> _Task statement_
Repeat the material below exactly, with no pictures.

> _Given data_
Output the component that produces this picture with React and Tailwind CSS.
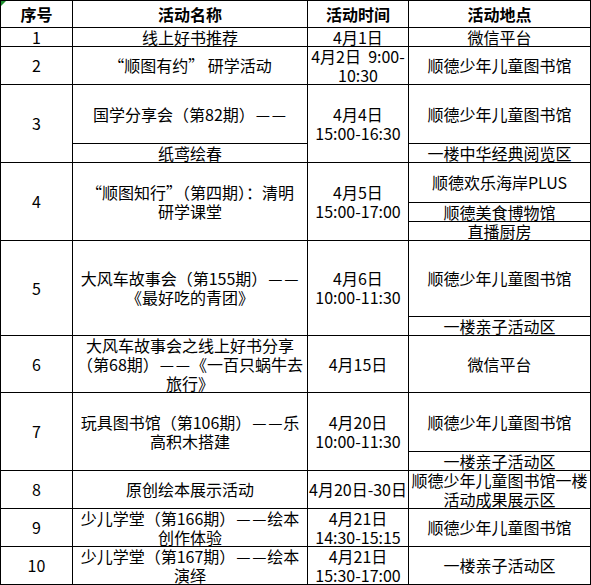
import clsx from 'clsx'

function Cell({ span, head, children }) {
  return (
    <div
      className={clsx(
        'bg-white flex items-center justify-center text-center overflow-hidden whitespace-nowrap',
        span,
        head && 'font-bold'
      )}
    >
      <div>{children}</div>
    </div>
  )
}

// two full-width dashes, spaced like the song-style font in the sheet
function Dashes() {
  return (
    <>
      <span className="inline-block w-[16px] text-center">—</span>
      <span className="inline-block w-[16px] text-center">—</span>
    </>
  )
}

export default function App() {
  return (
    <div className="relative w-[591px] text-black text-[16px] leading-[19px] font-['Noto_Sans_CJK_SC','Noto_Sans',sans-serif]">
      <div className="grid grid-cols-[71px_234px_100px_181px] grid-rows-[26px_18px_37px_58px_18px_39px_18px_18px_75px_18px_56px_58px_18px_37px_37px_37px] gap-px bg-black p-px">
        {/* header */}
        <Cell head>序号</Cell>
        <Cell head>活动名称</Cell>
        <Cell head>活动时间</Cell>
        <Cell head>活动地点</Cell>

        <Cell>1</Cell>
        <Cell>线上好书推荐</Cell>
        <Cell>4月1日</Cell>
        <Cell>微信平台</Cell>

        <Cell>2</Cell>
        <Cell>“顺图有约” 研学活动</Cell>
        <Cell>4月2日&nbsp; 9:00-<br />10:30</Cell>
        <Cell>顺德少年儿童图书馆</Cell>

        <Cell span="row-span-2">3</Cell>
        <Cell>国学分享会（第82期）<Dashes /></Cell>
        <Cell span="row-span-2">4月4日<br />15:00-16:30</Cell>
        <Cell>顺德少年儿童图书馆</Cell>
        <Cell>纸鸢绘春</Cell>
        <Cell>一楼中华经典阅览区</Cell>

        <Cell span="row-span-3">4</Cell>
        <Cell span="row-span-3">“顺图知行”（第四期）：清明<br />研学课堂</Cell>
        <Cell span="row-span-3">4月5日<br />15:00-17:00</Cell>
        <Cell>顺德欢乐海岸PLUS</Cell>
        <Cell>顺德美食博物馆</Cell>
        <Cell>直播厨房</Cell>

        <Cell span="row-span-2">5</Cell>
        <Cell span="row-span-2">大风车故事会（第155期）<Dashes /><br />《最好吃的青团》</Cell>
        <Cell span="row-span-2">4月6日<br />10:00-11:30</Cell>
        <Cell>顺德少年儿童图书馆</Cell>
        <Cell>一楼亲子活动区</Cell>

        <Cell>6</Cell>
        <Cell>大风车故事会之线上好书分享<br />（第68期）<Dashes />《一百只蜗牛去<br />旅行》</Cell>
        <Cell>4月15日</Cell>
        <Cell>微信平台</Cell>

        <Cell span="row-span-2">7</Cell>
        <Cell span="row-span-2">玩具图书馆（第106期）<Dashes />乐<br />高积木搭建</Cell>
        <Cell span="row-span-2">4月20日<br />10:00-11:30</Cell>
        <Cell>顺德少年儿童图书馆</Cell>
        <Cell>一楼亲子活动区</Cell>

        <Cell>8</Cell>
        <Cell>原创绘本展示活动</Cell>
        <Cell>4月20日-30日</Cell>
        <Cell>顺德少年儿童图书馆一楼<br />活动成果展示区</Cell>

        <Cell>9</Cell>
        <Cell>少儿学堂（第166期）<Dashes />绘本<br />创作体验</Cell>
        <Cell>4月21日<br />14:30-15:15</Cell>
        <Cell>顺德少年儿童图书馆</Cell>

        <Cell>10</Cell>
        <Cell>少儿学堂（第167期）<Dashes />绘本<br />演绎</Cell>
        <Cell>4月21日<br />15:30-17:00</Cell>
        <Cell>一楼亲子活动区</Cell>
      </div>
      {/* green corner marker */}
      <div className="absolute left-px top-px w-0 h-0 border-t-[5px] border-r-[5px] border-t-[#1f8f2f] border-r-transparent" />
    </div>
  )
}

> _The completed task_
Output the component that produces this picture with React and Tailwind CSS.
import clsx from 'clsx'

function Cell({ span, head, children }) {
  return (
    <div
      className={clsx(
        'bg-white flex items-center justify-center text-center overflow-hidden whitespace-nowrap',
        span,
        head && 'font-bold'
      )}
    >
      <div>{children}</div>
    </div>
  )
}

// two full-width dashes, spaced like the song-style font in the sheet
function Dashes() {
  return (
    <>
      <span className="inline-block w-[16px] text-center">—</span>
      <span className="inline-block w-[16px] text-center">—</span>
    </>
  )
}

export default function App() {
  return (
    <div className="relative w-[591px] text-black text-[16px] leading-[19px] font-['Noto_Sans_CJK_SC','Noto_Sans',sans-serif]">
      <div className="grid grid-cols-[71px_234px_100px_181px] grid-rows-[26px_18px_37px_58px_18px_39px_18px_18px_75px_18px_56px_58px_18px_37px_37px_37px] gap-px bg-black p-px">
        {/* header */}
        <Cell head>序号</Cell>
        <Cell head>活动名称</Cell>
        <Cell head>活动时间</Cell>
        <Cell head>活动地点</Cell>

        <Cell>1</Cell>
        <Cell>线上好书推荐</Cell>
        <Cell>4月1日</Cell>
        <Cell>微信平台</Cell>

        <Cell>2</Cell>
        <Cell>“顺图有约” 研学活动</Cell>
        <Cell>4月2日&nbsp; 9:00-<br />10:30</Cell>
        <Cell>顺德少年儿童图书馆</Cell>

        <Cell span="row-span-2">3</Cell>
        <Cell>国学分享会（第82期）<Dashes /></Cell>
        <Cell span="row-span-2">4月4日<br />15:00-16:30</Cell>
        <Cell>顺德少年儿童图书馆</Cell>
        <Cell>纸鸢绘春</Cell>
        <Cell>一楼中华经典阅览区</Cell>

        <Cell span="row-span-3">4</Cell>
        <Cell span="row-span-3">“顺图知行”（第四期）：清明<br />研学课堂</Cell>
        <Cell span="row-span-3">4月5日<br />15:00-17:00</Cell>
        <Cell>顺德欢乐海岸PLUS</Cell>
        <Cell>顺德美食博物馆</Cell>
        <Cell>直播厨房</Cell>

        <Cell span="row-span-2">5</Cell>
        <Cell span="row-span-2">大风车故事会（第155期）<Dashes /><br />《最好吃的青团》</Cell>
        <Cell span="row-span-2">4月6日<br />10:00-11:30</Cell>
        <Cell>顺德少年儿童图书馆</Cell>
        <Cell>一楼亲子活动区</Cell>

        <Cell>6</Cell>
        <Cell>大风车故事会之线上好书分享<br />（第68期）<Dashes />《一百只蜗牛去<br />旅行》</Cell>
        <Cell>4月15日</Cell>
        <Cell>微信平台</Cell>

        <Cell span="row-span-2">7</Cell>
        <Cell span="row-span-2">玩具图书馆（第106期）<Dashes />乐<br />高积木搭建</Cell>
        <Cell span="row-span-2">4月20日<br />10:00-11:30</Cell>
        <Cell>顺德少年儿童图书馆</Cell>
        <Cell>一楼亲子活动区</Cell>

        <Cell>8</Cell>
        <Cell>原创绘本展示活动</Cell>
        <Cell>4月20日-30日</Cell>
        <Cell>顺德少年儿童图书馆一楼<br />活动成果展示区</Cell>

        <Cell>9</Cell>
        <Cell>少儿学堂（第166期）<Dashes />绘本<br />创作体验</Cell>
        <Cell>4月21日<br />14:30-15:15</Cell>
        <Cell>顺德少年儿童图书馆</Cell>

        <Cell>10</Cell>
        <Cell>少儿学堂（第167期）<Dashes />绘本<br />演绎</Cell>
        <Cell>4月21日<br />15:30-17:00</Cell>
        <Cell>一楼亲子活动区</Cell>
      </div>
      {/* green corner marker */}
      <div className="absolute left-px top-px w-0 h-0 border-t-[5px] border-r-[5px] border-t-[#1f8f2f] border-r-transparent" />
    </div>
  )
}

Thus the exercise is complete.